PROMPT> Which lines hold the word "screenshot"? Copy each of them.

──────────────────────────────

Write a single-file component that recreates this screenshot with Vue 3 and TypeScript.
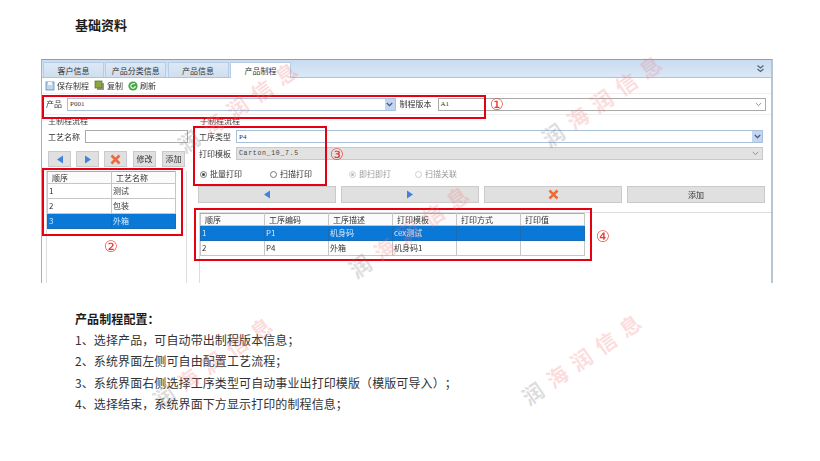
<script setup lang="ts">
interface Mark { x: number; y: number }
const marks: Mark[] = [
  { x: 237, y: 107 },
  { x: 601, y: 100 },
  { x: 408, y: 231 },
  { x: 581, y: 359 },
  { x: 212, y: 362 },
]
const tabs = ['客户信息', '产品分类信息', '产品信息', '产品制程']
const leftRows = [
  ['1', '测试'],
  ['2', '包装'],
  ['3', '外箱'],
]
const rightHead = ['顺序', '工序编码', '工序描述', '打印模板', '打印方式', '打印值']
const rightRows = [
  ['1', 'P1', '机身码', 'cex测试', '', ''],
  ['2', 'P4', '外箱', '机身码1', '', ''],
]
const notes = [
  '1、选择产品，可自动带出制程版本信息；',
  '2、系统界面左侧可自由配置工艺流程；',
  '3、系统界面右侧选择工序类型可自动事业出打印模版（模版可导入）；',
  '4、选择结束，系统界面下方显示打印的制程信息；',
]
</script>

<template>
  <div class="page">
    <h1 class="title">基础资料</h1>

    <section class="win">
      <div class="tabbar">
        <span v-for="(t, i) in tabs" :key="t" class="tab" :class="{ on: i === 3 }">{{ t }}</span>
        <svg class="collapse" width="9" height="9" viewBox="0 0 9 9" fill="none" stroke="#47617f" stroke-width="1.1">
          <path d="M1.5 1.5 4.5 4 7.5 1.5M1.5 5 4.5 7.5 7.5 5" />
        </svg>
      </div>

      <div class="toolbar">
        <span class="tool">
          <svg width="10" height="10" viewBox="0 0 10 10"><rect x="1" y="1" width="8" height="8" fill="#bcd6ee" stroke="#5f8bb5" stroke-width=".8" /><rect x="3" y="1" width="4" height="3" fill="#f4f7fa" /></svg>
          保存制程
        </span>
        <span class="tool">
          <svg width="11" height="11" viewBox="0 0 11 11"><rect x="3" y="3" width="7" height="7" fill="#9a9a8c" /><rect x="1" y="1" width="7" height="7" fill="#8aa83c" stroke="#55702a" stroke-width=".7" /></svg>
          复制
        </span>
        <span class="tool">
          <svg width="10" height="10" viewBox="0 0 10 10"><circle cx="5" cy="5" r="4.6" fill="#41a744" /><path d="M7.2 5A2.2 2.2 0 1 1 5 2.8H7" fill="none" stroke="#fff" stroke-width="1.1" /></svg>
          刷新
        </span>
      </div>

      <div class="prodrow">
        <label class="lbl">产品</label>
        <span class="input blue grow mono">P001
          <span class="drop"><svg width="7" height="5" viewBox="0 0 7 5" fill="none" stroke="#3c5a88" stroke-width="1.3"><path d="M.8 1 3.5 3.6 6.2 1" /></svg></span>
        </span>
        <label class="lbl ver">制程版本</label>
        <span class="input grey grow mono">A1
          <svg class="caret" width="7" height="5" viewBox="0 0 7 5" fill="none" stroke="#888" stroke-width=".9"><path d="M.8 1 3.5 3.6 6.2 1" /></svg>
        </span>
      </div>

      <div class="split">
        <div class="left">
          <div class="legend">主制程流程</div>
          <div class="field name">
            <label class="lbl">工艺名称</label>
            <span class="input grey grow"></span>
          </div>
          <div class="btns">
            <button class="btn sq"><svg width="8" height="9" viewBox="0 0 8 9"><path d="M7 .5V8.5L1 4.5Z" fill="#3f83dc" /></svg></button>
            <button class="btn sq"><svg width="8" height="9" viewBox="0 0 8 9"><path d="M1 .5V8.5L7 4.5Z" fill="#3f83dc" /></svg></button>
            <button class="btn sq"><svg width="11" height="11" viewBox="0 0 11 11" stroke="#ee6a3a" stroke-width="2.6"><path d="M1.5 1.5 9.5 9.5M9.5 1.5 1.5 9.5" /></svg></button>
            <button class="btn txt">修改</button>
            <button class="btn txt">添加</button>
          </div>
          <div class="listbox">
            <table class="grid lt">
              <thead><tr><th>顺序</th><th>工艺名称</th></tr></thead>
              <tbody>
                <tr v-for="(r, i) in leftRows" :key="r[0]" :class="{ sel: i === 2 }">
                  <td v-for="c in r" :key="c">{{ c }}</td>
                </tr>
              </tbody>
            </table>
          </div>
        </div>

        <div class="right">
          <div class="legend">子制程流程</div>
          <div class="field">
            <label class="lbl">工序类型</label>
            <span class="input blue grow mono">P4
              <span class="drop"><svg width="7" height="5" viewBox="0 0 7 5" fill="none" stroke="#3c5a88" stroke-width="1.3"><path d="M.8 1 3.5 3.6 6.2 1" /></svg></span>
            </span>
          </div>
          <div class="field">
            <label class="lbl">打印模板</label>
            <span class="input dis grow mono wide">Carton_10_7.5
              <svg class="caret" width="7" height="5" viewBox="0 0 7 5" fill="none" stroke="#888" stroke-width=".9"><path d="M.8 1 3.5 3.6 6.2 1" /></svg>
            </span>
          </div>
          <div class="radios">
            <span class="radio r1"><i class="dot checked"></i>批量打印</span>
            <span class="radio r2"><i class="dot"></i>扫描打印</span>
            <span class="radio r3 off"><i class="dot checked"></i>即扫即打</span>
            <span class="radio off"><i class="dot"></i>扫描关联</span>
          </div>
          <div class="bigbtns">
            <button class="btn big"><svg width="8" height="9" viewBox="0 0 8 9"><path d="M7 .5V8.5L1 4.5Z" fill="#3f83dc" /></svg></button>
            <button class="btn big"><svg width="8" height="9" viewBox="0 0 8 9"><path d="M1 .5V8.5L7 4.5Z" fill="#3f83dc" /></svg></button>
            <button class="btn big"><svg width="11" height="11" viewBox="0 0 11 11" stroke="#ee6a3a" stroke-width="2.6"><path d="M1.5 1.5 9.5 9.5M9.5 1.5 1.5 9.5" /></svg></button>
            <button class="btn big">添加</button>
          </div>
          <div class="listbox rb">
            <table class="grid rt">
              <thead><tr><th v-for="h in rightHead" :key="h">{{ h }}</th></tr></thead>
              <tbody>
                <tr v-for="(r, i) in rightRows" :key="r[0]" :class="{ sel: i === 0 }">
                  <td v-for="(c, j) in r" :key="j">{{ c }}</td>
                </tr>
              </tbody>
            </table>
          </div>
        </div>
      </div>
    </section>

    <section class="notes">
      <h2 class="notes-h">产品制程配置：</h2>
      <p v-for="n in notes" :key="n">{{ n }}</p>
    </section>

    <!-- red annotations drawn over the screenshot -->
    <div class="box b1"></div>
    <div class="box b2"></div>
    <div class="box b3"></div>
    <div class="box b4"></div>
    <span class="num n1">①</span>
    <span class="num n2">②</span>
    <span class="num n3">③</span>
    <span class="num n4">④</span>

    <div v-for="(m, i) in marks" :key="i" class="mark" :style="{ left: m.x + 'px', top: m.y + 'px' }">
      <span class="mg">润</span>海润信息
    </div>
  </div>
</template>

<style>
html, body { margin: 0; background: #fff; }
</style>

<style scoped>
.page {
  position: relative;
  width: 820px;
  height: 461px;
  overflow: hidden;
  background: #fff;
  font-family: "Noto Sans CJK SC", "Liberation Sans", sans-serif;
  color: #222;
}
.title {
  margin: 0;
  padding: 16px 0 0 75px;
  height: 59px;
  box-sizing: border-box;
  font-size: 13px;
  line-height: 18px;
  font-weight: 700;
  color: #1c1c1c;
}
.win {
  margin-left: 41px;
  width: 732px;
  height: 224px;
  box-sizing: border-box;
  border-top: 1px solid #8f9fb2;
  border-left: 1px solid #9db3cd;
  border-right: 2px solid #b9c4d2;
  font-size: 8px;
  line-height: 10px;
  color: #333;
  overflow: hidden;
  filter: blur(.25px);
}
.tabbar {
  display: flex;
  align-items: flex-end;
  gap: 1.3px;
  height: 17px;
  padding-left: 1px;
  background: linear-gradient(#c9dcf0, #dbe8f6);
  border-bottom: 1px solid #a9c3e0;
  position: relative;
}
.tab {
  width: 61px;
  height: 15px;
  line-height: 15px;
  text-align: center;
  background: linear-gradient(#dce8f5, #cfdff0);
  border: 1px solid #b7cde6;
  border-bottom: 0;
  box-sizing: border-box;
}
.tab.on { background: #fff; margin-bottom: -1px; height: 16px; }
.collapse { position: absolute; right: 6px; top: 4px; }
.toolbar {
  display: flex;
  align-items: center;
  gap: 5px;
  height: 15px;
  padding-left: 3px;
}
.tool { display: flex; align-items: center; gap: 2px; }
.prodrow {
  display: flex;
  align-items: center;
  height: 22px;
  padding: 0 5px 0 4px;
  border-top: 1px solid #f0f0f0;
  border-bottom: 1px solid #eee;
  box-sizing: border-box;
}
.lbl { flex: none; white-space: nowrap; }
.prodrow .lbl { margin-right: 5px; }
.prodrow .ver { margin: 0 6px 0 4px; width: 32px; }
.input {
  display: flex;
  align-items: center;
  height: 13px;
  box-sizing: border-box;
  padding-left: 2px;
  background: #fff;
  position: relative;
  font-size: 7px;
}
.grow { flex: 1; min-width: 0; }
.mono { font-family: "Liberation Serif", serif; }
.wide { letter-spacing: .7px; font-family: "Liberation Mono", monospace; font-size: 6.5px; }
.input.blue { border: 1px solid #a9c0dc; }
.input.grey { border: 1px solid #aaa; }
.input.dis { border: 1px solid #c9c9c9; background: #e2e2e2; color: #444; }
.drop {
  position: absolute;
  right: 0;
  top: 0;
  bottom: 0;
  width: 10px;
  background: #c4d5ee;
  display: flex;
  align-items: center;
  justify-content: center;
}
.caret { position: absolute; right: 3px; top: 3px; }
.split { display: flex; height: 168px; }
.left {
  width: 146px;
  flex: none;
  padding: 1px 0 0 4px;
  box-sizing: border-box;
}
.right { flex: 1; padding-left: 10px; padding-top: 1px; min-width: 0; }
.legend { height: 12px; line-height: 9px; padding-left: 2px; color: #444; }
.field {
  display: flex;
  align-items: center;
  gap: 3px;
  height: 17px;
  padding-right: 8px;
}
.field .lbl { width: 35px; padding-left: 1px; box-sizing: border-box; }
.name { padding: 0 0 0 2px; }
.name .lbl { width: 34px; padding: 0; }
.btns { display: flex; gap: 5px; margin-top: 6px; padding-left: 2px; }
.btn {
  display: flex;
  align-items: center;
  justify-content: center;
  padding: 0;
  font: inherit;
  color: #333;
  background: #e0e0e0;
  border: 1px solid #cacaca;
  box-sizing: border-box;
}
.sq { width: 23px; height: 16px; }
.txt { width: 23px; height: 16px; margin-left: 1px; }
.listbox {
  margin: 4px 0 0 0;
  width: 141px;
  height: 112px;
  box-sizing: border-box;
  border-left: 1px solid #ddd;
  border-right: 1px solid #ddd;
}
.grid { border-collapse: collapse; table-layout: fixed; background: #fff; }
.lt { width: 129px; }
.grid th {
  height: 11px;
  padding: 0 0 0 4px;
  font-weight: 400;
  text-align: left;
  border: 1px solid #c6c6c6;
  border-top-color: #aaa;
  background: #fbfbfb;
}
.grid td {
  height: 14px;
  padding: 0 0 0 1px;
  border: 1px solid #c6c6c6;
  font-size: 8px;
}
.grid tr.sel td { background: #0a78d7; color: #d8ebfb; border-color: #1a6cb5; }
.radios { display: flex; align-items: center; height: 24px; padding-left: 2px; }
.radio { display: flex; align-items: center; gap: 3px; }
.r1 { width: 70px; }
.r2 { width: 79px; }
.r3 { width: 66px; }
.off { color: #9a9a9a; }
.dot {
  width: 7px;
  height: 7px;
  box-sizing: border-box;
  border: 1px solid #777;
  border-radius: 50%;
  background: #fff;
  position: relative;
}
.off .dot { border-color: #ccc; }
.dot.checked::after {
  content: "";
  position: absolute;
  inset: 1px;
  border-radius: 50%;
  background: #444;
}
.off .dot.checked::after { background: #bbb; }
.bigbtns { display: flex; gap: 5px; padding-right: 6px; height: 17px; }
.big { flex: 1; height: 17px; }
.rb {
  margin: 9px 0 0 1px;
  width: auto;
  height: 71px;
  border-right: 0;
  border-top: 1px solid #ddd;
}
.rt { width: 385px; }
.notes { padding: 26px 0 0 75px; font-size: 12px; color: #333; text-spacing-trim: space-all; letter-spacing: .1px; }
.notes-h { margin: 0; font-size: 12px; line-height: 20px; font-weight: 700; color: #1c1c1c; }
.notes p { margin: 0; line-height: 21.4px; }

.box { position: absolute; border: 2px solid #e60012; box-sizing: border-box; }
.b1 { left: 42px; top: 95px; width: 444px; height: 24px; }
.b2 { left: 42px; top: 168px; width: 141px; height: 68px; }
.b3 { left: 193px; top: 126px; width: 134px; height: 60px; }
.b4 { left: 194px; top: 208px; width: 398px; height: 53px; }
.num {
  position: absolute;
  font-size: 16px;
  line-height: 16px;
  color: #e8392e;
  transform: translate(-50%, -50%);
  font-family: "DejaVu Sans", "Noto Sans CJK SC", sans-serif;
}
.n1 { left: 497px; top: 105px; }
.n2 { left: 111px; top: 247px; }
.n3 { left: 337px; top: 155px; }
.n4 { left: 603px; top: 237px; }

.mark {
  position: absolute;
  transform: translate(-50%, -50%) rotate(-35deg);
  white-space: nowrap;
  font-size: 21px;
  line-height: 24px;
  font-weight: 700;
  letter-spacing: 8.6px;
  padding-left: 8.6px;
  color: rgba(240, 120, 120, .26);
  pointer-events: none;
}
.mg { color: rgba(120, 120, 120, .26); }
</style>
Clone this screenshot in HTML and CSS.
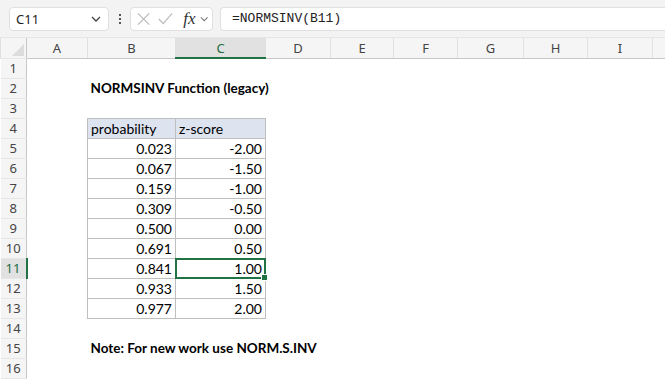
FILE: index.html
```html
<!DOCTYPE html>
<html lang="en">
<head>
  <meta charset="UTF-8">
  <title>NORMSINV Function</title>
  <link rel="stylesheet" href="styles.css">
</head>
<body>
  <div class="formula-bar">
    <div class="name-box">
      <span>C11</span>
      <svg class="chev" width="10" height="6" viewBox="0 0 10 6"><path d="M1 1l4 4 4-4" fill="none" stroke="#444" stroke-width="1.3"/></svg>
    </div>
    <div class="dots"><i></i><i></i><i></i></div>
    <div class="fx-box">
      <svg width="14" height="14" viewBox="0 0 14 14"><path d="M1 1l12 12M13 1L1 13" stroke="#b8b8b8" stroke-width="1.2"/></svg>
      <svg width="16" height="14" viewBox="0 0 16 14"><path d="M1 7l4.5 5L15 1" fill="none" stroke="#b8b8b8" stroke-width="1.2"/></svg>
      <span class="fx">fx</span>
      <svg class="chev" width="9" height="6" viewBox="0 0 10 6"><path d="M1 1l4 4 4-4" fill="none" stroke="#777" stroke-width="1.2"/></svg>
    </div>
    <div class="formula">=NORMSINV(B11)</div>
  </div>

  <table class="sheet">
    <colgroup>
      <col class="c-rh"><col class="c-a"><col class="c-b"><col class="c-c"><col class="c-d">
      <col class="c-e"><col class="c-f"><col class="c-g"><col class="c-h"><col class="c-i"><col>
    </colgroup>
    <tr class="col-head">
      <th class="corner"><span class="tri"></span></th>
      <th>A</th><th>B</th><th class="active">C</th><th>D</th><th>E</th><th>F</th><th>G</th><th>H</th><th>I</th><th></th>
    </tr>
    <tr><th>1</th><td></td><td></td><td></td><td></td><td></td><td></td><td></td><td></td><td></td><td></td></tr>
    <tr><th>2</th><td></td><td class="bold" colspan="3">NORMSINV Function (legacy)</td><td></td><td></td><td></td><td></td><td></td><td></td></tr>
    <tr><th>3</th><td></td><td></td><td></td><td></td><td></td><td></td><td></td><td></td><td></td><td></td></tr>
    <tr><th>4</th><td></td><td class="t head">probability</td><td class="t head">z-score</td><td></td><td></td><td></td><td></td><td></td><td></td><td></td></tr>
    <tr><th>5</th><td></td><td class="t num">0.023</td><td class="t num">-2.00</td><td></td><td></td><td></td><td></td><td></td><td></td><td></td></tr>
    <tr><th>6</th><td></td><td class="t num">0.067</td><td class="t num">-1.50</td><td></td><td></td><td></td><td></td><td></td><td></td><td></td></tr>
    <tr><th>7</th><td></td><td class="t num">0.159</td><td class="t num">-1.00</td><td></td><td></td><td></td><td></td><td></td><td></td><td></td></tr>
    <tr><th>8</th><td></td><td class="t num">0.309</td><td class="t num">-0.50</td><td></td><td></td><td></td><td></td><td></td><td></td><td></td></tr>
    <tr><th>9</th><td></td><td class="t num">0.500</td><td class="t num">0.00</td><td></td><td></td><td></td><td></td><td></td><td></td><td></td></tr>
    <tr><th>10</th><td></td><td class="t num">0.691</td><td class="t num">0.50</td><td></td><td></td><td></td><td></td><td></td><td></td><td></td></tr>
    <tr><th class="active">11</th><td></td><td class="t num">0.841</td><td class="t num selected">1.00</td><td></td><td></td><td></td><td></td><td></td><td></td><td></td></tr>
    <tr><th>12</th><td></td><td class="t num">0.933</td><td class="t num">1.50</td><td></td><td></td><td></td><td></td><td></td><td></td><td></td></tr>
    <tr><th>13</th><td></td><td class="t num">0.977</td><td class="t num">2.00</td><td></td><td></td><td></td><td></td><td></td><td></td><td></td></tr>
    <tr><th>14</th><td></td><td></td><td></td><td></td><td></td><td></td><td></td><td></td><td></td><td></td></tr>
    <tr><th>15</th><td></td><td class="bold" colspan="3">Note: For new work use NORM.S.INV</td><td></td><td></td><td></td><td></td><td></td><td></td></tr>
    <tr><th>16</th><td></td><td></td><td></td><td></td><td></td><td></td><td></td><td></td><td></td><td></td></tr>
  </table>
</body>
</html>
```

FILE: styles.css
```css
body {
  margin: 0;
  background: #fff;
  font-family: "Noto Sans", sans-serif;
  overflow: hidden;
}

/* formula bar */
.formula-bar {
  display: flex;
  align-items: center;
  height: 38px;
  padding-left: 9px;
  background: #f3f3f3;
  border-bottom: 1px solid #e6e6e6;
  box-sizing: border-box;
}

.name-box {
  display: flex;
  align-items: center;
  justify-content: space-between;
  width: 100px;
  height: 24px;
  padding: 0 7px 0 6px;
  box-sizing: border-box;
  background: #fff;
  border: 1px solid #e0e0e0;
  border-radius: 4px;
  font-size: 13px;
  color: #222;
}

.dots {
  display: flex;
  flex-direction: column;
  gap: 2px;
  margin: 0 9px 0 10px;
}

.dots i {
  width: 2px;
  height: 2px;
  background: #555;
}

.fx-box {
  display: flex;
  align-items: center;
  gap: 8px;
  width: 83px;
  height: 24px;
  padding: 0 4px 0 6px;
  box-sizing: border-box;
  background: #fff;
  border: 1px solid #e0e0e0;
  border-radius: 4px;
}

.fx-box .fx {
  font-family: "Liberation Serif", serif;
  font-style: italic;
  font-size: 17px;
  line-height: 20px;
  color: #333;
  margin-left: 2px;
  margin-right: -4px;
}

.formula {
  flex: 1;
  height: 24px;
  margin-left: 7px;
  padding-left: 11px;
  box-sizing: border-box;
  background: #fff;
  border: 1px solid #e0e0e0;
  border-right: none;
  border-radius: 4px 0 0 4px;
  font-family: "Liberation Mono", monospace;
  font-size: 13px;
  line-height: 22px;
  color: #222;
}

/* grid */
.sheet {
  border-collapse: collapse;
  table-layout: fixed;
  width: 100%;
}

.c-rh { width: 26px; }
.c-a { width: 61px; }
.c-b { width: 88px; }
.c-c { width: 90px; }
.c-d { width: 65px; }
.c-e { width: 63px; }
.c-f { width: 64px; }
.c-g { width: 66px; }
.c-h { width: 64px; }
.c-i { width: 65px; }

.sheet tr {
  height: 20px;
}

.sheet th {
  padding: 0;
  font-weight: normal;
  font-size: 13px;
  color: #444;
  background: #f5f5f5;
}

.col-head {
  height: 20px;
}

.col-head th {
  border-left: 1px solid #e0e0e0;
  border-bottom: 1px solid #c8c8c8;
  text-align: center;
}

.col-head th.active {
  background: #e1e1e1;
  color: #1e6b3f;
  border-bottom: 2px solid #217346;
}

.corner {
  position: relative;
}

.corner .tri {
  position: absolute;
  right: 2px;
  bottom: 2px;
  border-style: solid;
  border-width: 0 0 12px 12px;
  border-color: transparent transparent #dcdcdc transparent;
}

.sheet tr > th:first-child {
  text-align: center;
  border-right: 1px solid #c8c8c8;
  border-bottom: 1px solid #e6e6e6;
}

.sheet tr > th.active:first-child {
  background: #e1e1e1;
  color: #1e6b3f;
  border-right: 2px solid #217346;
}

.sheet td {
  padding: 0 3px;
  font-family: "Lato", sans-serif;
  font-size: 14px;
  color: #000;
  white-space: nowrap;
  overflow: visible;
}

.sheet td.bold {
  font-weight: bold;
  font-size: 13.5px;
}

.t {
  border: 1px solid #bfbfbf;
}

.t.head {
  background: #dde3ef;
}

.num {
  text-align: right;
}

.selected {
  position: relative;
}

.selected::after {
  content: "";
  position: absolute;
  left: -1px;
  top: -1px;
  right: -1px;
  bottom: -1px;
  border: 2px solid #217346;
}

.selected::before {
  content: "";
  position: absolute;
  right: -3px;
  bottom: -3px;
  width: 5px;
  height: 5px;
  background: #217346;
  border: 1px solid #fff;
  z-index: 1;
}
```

──────────────────────────────

RESULT OF THIS EXERCISE>
Write a single-file component that recreates this screenshot with Vue 3 and TypeScript.
    <!-- red annotations drawn over the screenshot -->
Clone this screenshot in HTML and CSS.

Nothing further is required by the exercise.